▸ Problem statement
In the material below, find all lines with the string "components" and copy them.

________________

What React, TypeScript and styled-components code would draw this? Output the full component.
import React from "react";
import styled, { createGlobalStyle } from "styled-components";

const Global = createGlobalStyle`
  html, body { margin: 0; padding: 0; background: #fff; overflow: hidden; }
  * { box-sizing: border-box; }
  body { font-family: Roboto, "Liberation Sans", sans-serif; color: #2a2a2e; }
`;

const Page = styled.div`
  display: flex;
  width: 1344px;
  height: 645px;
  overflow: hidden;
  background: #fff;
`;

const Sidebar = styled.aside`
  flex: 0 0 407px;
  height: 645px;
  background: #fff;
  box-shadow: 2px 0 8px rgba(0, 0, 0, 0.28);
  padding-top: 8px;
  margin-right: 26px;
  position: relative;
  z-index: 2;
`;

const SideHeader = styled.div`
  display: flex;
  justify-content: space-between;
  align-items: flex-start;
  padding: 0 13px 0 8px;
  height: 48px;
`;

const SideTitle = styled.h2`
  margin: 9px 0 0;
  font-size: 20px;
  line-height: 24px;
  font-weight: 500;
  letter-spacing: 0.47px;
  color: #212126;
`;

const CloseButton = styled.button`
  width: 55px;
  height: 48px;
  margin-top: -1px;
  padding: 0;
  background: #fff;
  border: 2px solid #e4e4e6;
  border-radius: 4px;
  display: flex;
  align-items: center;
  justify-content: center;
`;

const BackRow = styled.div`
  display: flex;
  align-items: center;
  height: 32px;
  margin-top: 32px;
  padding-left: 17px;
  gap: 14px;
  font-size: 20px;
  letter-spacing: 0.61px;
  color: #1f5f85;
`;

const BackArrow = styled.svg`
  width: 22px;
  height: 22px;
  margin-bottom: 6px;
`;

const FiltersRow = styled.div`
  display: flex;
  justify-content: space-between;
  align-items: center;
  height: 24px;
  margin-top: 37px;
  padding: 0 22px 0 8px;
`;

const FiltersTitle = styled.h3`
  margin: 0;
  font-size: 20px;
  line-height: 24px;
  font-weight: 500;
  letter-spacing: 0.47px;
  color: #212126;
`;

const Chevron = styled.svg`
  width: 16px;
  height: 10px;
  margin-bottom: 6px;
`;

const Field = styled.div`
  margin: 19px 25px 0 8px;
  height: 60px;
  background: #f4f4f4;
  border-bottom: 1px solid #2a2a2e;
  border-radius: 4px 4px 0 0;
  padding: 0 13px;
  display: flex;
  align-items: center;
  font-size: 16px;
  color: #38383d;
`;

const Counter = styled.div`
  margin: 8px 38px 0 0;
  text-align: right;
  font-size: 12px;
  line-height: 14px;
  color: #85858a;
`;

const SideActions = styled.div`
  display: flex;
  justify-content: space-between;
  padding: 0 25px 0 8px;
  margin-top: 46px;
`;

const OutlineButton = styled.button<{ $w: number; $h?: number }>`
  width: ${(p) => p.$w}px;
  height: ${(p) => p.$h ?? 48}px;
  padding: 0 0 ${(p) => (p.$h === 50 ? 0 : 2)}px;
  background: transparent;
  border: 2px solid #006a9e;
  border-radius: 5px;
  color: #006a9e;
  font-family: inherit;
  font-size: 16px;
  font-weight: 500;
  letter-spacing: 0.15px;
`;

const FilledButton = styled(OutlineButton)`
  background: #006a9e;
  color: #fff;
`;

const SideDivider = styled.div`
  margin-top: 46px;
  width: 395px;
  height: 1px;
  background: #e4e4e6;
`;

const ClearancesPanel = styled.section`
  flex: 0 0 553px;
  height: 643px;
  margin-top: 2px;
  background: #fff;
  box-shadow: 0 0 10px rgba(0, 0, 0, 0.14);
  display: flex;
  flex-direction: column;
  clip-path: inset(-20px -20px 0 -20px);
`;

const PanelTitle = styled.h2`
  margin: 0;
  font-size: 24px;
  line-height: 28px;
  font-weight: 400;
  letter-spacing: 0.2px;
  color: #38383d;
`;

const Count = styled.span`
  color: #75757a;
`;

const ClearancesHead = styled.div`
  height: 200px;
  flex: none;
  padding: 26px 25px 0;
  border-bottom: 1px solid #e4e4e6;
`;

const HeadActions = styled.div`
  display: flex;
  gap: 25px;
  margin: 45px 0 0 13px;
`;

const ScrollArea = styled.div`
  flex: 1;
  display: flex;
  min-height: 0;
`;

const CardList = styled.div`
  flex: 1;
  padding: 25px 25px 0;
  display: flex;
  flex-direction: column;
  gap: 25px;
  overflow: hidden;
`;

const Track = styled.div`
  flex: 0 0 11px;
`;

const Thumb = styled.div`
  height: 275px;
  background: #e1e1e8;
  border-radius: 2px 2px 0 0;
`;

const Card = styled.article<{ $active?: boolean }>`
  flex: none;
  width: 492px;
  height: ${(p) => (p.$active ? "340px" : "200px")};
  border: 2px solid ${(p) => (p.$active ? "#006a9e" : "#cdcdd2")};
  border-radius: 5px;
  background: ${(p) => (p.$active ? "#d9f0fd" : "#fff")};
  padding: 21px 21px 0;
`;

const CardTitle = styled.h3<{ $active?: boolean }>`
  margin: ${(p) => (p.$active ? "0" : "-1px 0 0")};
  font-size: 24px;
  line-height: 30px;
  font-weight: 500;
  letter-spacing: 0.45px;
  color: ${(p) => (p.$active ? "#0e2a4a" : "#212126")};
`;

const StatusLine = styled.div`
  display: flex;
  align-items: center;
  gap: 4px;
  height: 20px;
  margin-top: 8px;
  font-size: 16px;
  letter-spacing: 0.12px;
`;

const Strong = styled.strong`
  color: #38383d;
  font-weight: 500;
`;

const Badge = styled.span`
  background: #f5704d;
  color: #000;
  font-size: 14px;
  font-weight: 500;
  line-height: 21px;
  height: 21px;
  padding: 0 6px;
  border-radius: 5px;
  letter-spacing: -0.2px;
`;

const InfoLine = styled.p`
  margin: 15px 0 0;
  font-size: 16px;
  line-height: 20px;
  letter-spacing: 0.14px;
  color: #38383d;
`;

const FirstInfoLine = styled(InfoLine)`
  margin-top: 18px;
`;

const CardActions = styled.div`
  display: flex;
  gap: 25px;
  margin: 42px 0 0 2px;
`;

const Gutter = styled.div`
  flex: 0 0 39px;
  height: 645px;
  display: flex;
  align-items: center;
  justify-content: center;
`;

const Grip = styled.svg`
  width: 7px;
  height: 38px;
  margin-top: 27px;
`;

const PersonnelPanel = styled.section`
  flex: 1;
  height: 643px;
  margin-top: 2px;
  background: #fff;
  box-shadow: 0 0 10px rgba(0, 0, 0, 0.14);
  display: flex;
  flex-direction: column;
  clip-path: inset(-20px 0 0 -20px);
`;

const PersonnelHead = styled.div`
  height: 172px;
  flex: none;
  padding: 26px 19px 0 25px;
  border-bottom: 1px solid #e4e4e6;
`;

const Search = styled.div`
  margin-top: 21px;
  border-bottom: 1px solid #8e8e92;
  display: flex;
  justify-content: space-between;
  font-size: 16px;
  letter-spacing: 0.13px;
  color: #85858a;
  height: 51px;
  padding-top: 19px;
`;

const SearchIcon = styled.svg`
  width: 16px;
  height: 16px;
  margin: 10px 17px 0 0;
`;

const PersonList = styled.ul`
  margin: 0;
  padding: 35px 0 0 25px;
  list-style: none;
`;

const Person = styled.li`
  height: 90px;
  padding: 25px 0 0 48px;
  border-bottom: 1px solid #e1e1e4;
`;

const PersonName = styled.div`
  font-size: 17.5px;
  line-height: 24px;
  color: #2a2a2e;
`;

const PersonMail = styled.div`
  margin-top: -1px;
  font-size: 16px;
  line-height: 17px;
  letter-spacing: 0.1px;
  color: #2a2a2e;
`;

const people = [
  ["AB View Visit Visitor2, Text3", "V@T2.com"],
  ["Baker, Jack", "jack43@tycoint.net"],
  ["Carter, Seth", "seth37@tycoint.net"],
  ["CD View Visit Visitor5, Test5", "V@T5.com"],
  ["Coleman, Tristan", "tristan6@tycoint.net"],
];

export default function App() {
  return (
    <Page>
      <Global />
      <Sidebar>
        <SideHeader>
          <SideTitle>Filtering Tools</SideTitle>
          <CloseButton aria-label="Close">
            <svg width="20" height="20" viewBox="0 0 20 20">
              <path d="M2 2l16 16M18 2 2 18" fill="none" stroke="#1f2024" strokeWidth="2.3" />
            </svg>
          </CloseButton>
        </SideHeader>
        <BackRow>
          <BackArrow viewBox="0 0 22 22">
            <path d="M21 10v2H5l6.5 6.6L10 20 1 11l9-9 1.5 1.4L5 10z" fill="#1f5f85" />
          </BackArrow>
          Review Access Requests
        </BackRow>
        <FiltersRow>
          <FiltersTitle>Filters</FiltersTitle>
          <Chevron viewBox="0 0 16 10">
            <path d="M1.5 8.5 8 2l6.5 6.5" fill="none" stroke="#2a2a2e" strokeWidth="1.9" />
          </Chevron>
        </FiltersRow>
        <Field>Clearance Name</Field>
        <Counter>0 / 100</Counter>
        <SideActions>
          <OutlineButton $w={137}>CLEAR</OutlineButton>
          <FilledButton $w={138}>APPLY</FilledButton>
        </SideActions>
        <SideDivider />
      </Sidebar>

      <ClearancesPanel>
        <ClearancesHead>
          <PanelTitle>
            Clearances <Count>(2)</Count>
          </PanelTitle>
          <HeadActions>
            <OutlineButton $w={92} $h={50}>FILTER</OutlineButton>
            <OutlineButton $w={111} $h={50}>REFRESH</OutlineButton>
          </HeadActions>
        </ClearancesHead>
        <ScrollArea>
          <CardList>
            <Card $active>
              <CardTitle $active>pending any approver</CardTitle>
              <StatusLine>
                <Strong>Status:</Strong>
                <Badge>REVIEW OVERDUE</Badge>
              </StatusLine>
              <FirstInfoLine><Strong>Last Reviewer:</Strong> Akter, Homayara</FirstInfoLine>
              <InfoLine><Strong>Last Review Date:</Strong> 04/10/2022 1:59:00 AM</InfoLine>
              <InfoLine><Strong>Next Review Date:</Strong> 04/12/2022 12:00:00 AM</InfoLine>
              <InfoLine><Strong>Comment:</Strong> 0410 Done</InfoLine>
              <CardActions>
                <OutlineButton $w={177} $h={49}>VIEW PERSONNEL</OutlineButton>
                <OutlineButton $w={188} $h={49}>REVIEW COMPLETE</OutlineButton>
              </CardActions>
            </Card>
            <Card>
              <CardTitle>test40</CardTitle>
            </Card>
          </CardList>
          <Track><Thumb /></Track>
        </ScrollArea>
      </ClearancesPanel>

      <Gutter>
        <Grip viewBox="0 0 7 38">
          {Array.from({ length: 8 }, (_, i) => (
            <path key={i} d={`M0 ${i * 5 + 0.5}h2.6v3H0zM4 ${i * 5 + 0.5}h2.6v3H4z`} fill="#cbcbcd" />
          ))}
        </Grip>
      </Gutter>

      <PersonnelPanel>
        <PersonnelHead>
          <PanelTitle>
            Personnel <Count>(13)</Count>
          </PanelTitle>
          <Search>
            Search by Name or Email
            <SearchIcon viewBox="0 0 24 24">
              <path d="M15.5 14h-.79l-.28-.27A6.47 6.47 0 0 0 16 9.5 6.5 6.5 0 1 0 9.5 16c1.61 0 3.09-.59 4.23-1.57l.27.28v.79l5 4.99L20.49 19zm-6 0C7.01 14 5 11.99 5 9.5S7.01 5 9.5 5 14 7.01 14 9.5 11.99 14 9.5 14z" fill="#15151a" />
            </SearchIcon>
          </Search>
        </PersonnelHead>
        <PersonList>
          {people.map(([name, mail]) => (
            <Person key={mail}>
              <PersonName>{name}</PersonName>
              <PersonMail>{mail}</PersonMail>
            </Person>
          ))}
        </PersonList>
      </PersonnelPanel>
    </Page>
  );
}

________________

▸ Result
What React, TypeScript and styled-components code would draw this? Output the full component.
import styled, { createGlobalStyle } from "styled-components";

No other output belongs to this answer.